## Dataset excerpt
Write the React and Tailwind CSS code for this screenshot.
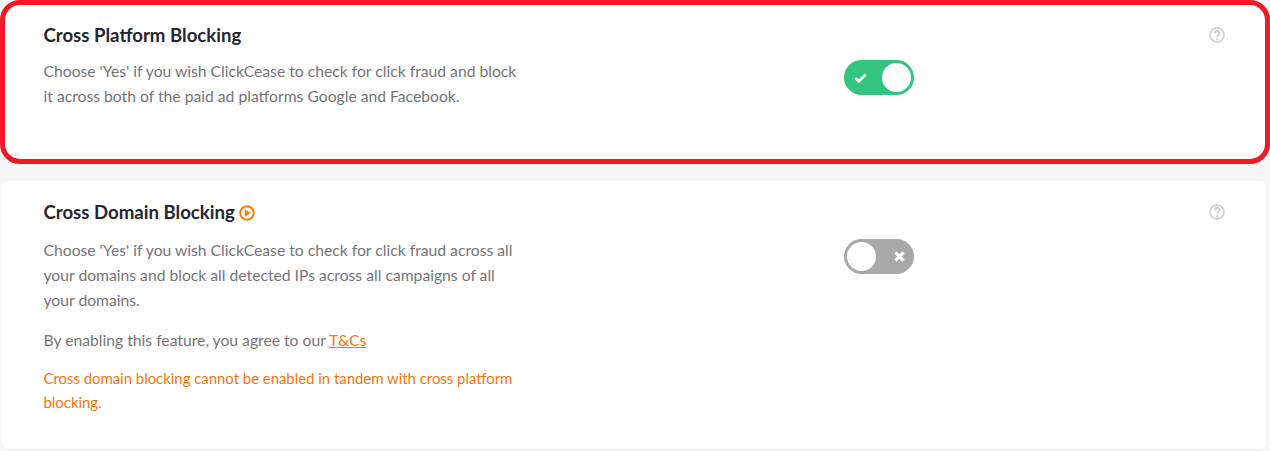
import React from "react";

const Help = () => (
  <svg width="16" height="16" viewBox="0 0 16 16" fill="none" className="block">
    <circle cx="8" cy="8" r="7" stroke="#cfd2d6" strokeWidth="1.8" />
    <path d="M5.5 6.5C5.5 4.9 6.7 4 8 4s2.6.8 2.6 2.2c0 2-2.5 1.8-2.5 3.6" stroke="#cfd2d6" strokeWidth="1.8" fill="none" />
    <circle cx="8.1" cy="12" r="1.1" fill="#cfd2d6" />
  </svg>
);

const Toggle = ({ on }) => (
  <div className={on ? "w-[70px] h-[35px] rounded-full bg-[#33c481] flex items-center justify-between pl-[10px] pr-[3px]" : "w-[70px] h-[35px] rounded-full bg-[#a9a9a9] flex items-center justify-between pl-[3px] pr-[9px]"}>
    {on ? (
      <>
        <svg width="13" height="10" viewBox="0 0 13 10" fill="none">
          <path d="M1.3 5 4.8 8.2 11.7 1.6" stroke="#fff" strokeWidth="2.8" />
        </svg>
        <div className="w-[29px] h-[29px] rounded-full bg-white" />
      </>
    ) : (
      <>
        <div className="w-[29px] h-[29px] rounded-full bg-white" />
        <svg width="11" height="11" viewBox="0 0 11 11" fill="none">
          <path d="M1.4 1.4 9.6 9.6M9.6 1.4 1.4 9.6" stroke="#fff" strokeWidth="3.2" />
        </svg>
      </>
    )}
  </div>
);

export default function App() {
  return (
    <div className="w-[1270px] h-[451px] overflow-hidden bg-[#f6f6f6] font-['Lato','Open_Sans',sans-serif] text-[15.7px] leading-[25px] text-[#747478]">
      <section className="h-[164px] border-[5px] border-[#ed1c24] rounded-[20px] bg-white pl-[38.5px] pr-[40px] pt-[18px] flex">
        <div className="w-[474px]">
          <h2 className="text-[18.6px] leading-[25px] font-bold text-[#26262e]">Cross Platform Blocking</h2>
          <p className="mt-[11px]">Choose 'Yes' if you wish ClickCease to check for click fraud and block it across both of the paid ad platforms Google and Facebook.</p>
        </div>
        <div className="ml-[326px] mt-[37px]"><Toggle on /></div>
        <div className="ml-auto mt-[4px]"><Help /></div>
      </section>
      <section className="mt-[17px] ml-[2px] w-[1264px] h-[269px] rounded-[6px] bg-white border-b border-[#ececec] pl-[41.5px] pr-[41px] pt-[19px] flex">
        <div className="w-[474px]">
          <h2 className="text-[18.6px] leading-[25px] font-bold text-[#26262e] flex items-center gap-[4px]">
            Cross Domain Blocking
            <svg width="16" height="16" viewBox="0 0 16 16" fill="none">
              <circle cx="8" cy="8" r="6.8" stroke="#f77f0e" strokeWidth="2" />
              <path d="M5.8 4.3 11.8 8 5.8 11.7Z" fill="#f77f0e" />
            </svg>
          </h2>
          <p className="mt-[13px]">Choose 'Yes' if you wish ClickCease to check for click fraud across all your domains and block all detected IPs across all campaigns of all your domains.</p>
          <p className="mt-[14.5px]">By enabling this feature, you agree to our <a className="text-[#f7730e] underline">T&amp;Cs</a></p>
          <p className="mt-[13px] text-[#f7730e] text-[14.9px] leading-[24.5px]">Cross domain blocking cannot be enabled in tandem with cross platform blocking.</p>
        </div>
        <div className="ml-[326.5px] mt-[39px]"><Toggle /></div>
        <div className="ml-auto mt-[4px]"><Help /></div>
      </section>
    </div>
  );
}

## Given problem
Print out the lines exactly, skipping any picture.

## Complete response
Write the React and Tailwind CSS code for this screenshot.
import React from "react";

const Help = () => (
  <svg width="16" height="16" viewBox="0 0 16 16" fill="none" className="block">
    <circle cx="8" cy="8" r="7" stroke="#cfd2d6" strokeWidth="1.8" />
    <path d="M5.5 6.5C5.5 4.9 6.7 4 8 4s2.6.8 2.6 2.2c0 2-2.5 1.8-2.5 3.6" stroke="#cfd2d6" strokeWidth="1.8" fill="none" />
    <circle cx="8.1" cy="12" r="1.1" fill="#cfd2d6" />
  </svg>
);

const Toggle = ({ on }) => (
  <div className={on ? "w-[70px] h-[35px] rounded-full bg-[#33c481] flex items-center justify-between pl-[10px] pr-[3px]" : "w-[70px] h-[35px] rounded-full bg-[#a9a9a9] flex items-center justify-between pl-[3px] pr-[9px]"}>
    {on ? (
      <>
        <svg width="13" height="10" viewBox="0 0 13 10" fill="none">
          <path d="M1.3 5 4.8 8.2 11.7 1.6" stroke="#fff" strokeWidth="2.8" />
        </svg>
        <div className="w-[29px] h-[29px] rounded-full bg-white" />
      </>
    ) : (
      <>
        <div className="w-[29px] h-[29px] rounded-full bg-white" />
        <svg width="11" height="11" viewBox="0 0 11 11" fill="none">
          <path d="M1.4 1.4 9.6 9.6M9.6 1.4 1.4 9.6" stroke="#fff" strokeWidth="3.2" />
        </svg>
      </>
    )}
  </div>
);

export default function App() {
  return (
    <div className="w-[1270px] h-[451px] overflow-hidden bg-[#f6f6f6] font-['Lato','Open_Sans',sans-serif] text-[15.7px] leading-[25px] text-[#747478]">
      <section className="h-[164px] border-[5px] border-[#ed1c24] rounded-[20px] bg-white pl-[38.5px] pr-[40px] pt-[18px] flex">
        <div className="w-[474px]">
          <h2 className="text-[18.6px] leading-[25px] font-bold text-[#26262e]">Cross Platform Blocking</h2>
          <p className="mt-[11px]">Choose 'Yes' if you wish ClickCease to check for click fraud and block it across both of the paid ad platforms Google and Facebook.</p>
        </div>
        <div className="ml-[326px] mt-[37px]"><Toggle on /></div>
        <div className="ml-auto mt-[4px]"><Help /></div>
      </section>
      <section className="mt-[17px] ml-[2px] w-[1264px] h-[269px] rounded-[6px] bg-white border-b border-[#ececec] pl-[41.5px] pr-[41px] pt-[19px] flex">
        <div className="w-[474px]">
          <h2 className="text-[18.6px] leading-[25px] font-bold text-[#26262e] flex items-center gap-[4px]">
            Cross Domain Blocking
            <svg width="16" height="16" viewBox="0 0 16 16" fill="none">
              <circle cx="8" cy="8" r="6.8" stroke="#f77f0e" strokeWidth="2" />
              <path d="M5.8 4.3 11.8 8 5.8 11.7Z" fill="#f77f0e" />
            </svg>
          </h2>
          <p className="mt-[13px]">Choose 'Yes' if you wish ClickCease to check for click fraud across all your domains and block all detected IPs across all campaigns of all your domains.</p>
          <p className="mt-[14.5px]">By enabling this feature, you agree to our <a className="text-[#f7730e] underline">T&amp;Cs</a></p>
          <p className="mt-[13px] text-[#f7730e] text-[14.9px] leading-[24.5px]">Cross domain blocking cannot be enabled in tandem with cross platform blocking.</p>
        </div>
        <div className="ml-[326.5px] mt-[39px]"><Toggle /></div>
        <div className="ml-auto mt-[4px]"><Help /></div>
      </section>
    </div>
  );
}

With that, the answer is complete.